REQUEST: Review the material and extract every line in which the word "index" occurs.

DATASET SECTION:
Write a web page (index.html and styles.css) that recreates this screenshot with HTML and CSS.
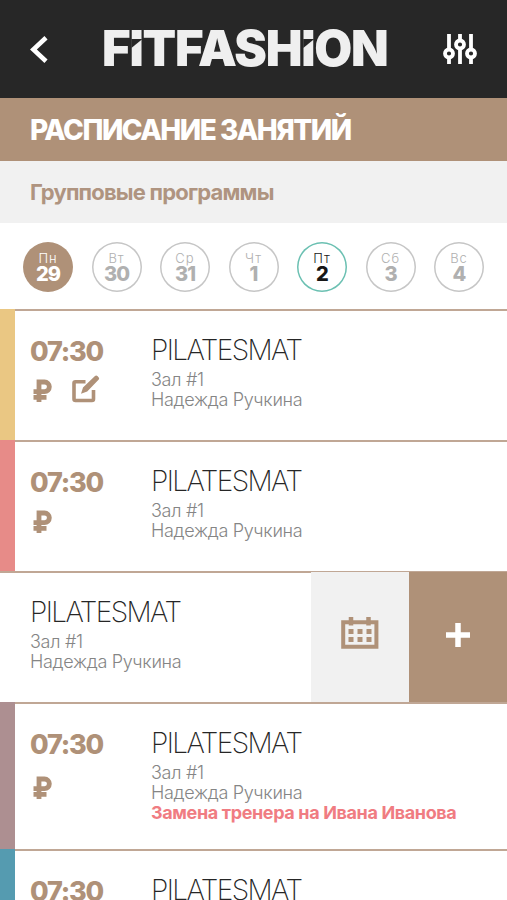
FILE: index.html
```html
<!DOCTYPE html>
<html lang="ru">
<head>
<meta charset="utf-8">
<title>FITFASHION</title>
<link rel="stylesheet" href="styles.css">
</head>
<body>
<svg class="defs" aria-hidden="true">
  <symbol id="ruble" viewBox="0 0 20 24"><path d="M6 23V3h5.500a4.700 4.700 0 0 1 0 9.700H.5M.5 18.300h13" fill="none" stroke="currentColor" stroke-width="4.800"/></symbol>
</svg>
<header class="topbar">
  <svg class="back" viewBox="0 0 18 27"><path d="M16 1.8 3.4 13.5 16 25.2" fill="none" stroke="#fff" stroke-width="4.6"/></svg>
  <div class="logo"><span>F</span><span class="cut">I</span><span>TFASH</span><span class="cut">I</span><span>ON</span></div>
  <svg class="filter" viewBox="0 0 34 30"><g fill="none" stroke="#fff" stroke-width="3.8"><path d="M6 0v15M6 24v6M17 0v6M17 15v15M28 0v15M28 24v6"/><circle cx="6" cy="19.500" r="4"/><circle cx="17" cy="10.500" r="4"/><circle cx="28" cy="19.500" r="4"/></g></svg>
</header>
<h1 class="title"><span>РАСПИСАНИЕ ЗАНЯТИЙ</span></h1>
<h2 class="subtitle"><span>Групповые программы</span></h2>
<nav class="days">
  <div class="day selected"><small>Пн</small><b>29</b></div>
  <div class="day"><small>Вт</small><b>30</b></div>
  <div class="day"><small>Ср</small><b>31</b></div>
  <div class="day"><small>Чт</small><b>1</b></div>
  <div class="day today"><small>Пт</small><b>2</b></div>
  <div class="day"><small>Сб</small><b>3</b></div>
  <div class="day"><small>Вс</small><b>4</b></div>
</nav>
<main>
  <article class="row yellow">
    <div class="when"><time>07:30</time><div class="icons"><svg class="ruble"><use href="#ruble"/></svg><svg class="edit" viewBox="0 0 28 28"><path d="M13.500 6.800H3.500a1.500 1.500 0 0 0-1.500 1.500V24a1.500 1.500 0 0 0 1.500 1.500H20a1.500 1.500 0 0 0 1.500-1.500V15" fill="none" stroke="currentColor" stroke-width="3.600"/><path d="M9 18.800l2-6.300L22.700 1.300a2 2 0 0 1 3 0l.6.6a2 2 0 0 1 0 3L15.200 16.600z" fill="currentColor"/></svg></div></div>
    <div class="info"><h3>PILATESMAT</h3><p>Зал #1</p><p class="coach">Надежда Ручкина</p></div>
  </article>
  <article class="row red">
    <div class="when"><time>07:30</time><div class="icons"><svg class="ruble"><use href="#ruble"/></svg></div></div>
    <div class="info"><h3>PILATESMAT</h3><p>Зал #1</p><p class="coach">Надежда Ручкина</p></div>
  </article>
  <article class="row swiped">
    <div class="info"><h3>PILATESMAT</h3><p>Зал #1</p><p class="coach">Надежда Ручкина</p></div>
    <div class="action calendar"><svg viewBox="0 0 38 34"><path d="M2.200 6.200h33.200v24.500H2.200z" fill="none" stroke="currentColor" stroke-width="4"/><path d="M10 1v8.500M27.500 1v8.500" stroke="currentColor" stroke-width="4.500"/><path d="M7.500 13h5v5h-5zM16.500 13h5v5h-5zM25.500 13h5v5h-5zM7.500 21h5v5h-5zM16.500 21h5v5h-5zM25.500 21h5v5h-5z" fill="currentColor"/></svg></div>
    <div class="action add"><svg viewBox="0 0 24 24"><path d="M12 0v24M0 12h24" stroke="#fff" stroke-width="5.500"/></svg></div>
  </article>
  <article class="row mauve">
    <div class="when"><time>07:30</time><div class="icons"><svg class="ruble"><use href="#ruble"/></svg></div></div>
    <div class="info"><h3>PILATESMAT</h3><p>Зал #1</p><p class="coach">Надежда Ручкина</p><p class="note">Замена тренера на Ивана Иванова</p></div>
  </article>
  <article class="row blue">
    <div class="when"><time>07:30</time></div>
    <div class="info"><h3>PILATESMAT</h3></div>
  </article>
</main>
</body>
</html>
```

FILE: styles.css
```css
* { box-sizing: border-box; margin: 0; padding: 0; }
body { width: 507px; height: 900px; overflow: hidden; background: #fff; font-family: Inter, "Liberation Sans", sans-serif; white-space: nowrap; }
svg { display: block; flex: none; }
.defs { display: none; }
.topbar { height: 98px; background: #272727; display: flex; align-items: center; padding-left: 30px; }
.back { width: 18px; height: 27px; }
.logo { display: flex; margin-left: 54px; width: 290px; font-size: 49px; line-height: 60px; font-weight: 900; color: #efefef; letter-spacing: -1.2px; }
.cut { position: relative; }
.cut::after { content: ""; position: absolute; left: 2px; top: 20px; width: 11px; height: 9px; background: #272727; clip-path: polygon(0 0, 100% 0, 0 100%); }
.filter { width: 34px; height: 30px; margin-left: 51px; }
.title { height: 63px; padding-left: 30px; background: #af9178; color: #fff; font-size: 28px; font-weight: 800; line-height: 65px; letter-spacing: -1.5px; }
.subtitle { height: 62px; padding-left: 30px; background: #f1f1f1; color: #af9480; font-size: 22px; font-weight: 700; line-height: 63px; letter-spacing: -.8px; }
.days { height: 86px; padding: 19px 23px 0; display: flex; justify-content: space-between; }
.day { width: 50px; height: 50px; box-shadow: inset 0 0 0 1.5px #c6c6c6; border-radius: 50%; color: #b0b0b0; display: flex; flex-direction: column; align-items: center; }
.day small { font-size: 13px; line-height: 16px; margin-top: 8px; font-weight: 300; letter-spacing: 1px; }
.day b { font-size: 20px; line-height: 16px; font-weight: 800; letter-spacing: -1px; }
.selected { background: #af9178; box-shadow: none; color: #fff; }
.today { box-shadow: inset 0 0 0 1.5px #6bc0b2; color: #171717; }
.row { height: 131px; display: flex; border-left: 15px solid; background: linear-gradient(#c0a795, #c0a795) 0 0 / 100% 2px no-repeat #fff; }
.yellow { border-left-color: #eac783; }
.red { border-left-color: #e78b88; }
.mauve { height: 147px; border-left-color: #ad8f91; }
.blue { height: 60px; border-left-color: #559bb0; }
.when { width: 136px; padding: 27px 0 0 15px; color: #af9178; }
time { display: block; font-size: 27px; line-height: 31px; font-weight: 800; letter-spacing: -1.2px; }
.icons { display: flex; margin-top: 10px; padding-left: 3px; }
.ruble { width: 20px; height: 24px; margin-top: 2px; }
.edit { width: 28px; height: 28px; margin-left: 19px; margin-top: -2px; }
.mauve .icons { margin-top: 14px; }
.info { padding-top: 25px; color: #858585; }
h3 { font-size: 28px; line-height: 32px; font-weight: 200; color: #262626; letter-spacing: -1.6px; }
.info p { font-size: 18px; line-height: 20px; font-weight: 300; letter-spacing: -.3px; }
.info h3 + p { margin-top: 4px; }
.info .note { color: #f07c82; font-weight: 700; letter-spacing: -.37px; }
.swiped { border-left: 0; padding-left: 30px; }
.swiped .info { flex: 1; }
.action { width: 98px; margin-top: 1px; display: flex; align-items: center; justify-content: center; }
.calendar { background: #f1f1f1; color: #af9178; }
.calendar svg { width: 38px; height: 34px; margin-top: -8px; }
.add { background: #af9178; }
.add svg { width: 24px; height: 24px; margin-top: -4px; }
```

RESULT OF THE TASK:
Write a web page (index.html and styles.css) that recreates this screenshot with HTML and CSS.
FILE: index.html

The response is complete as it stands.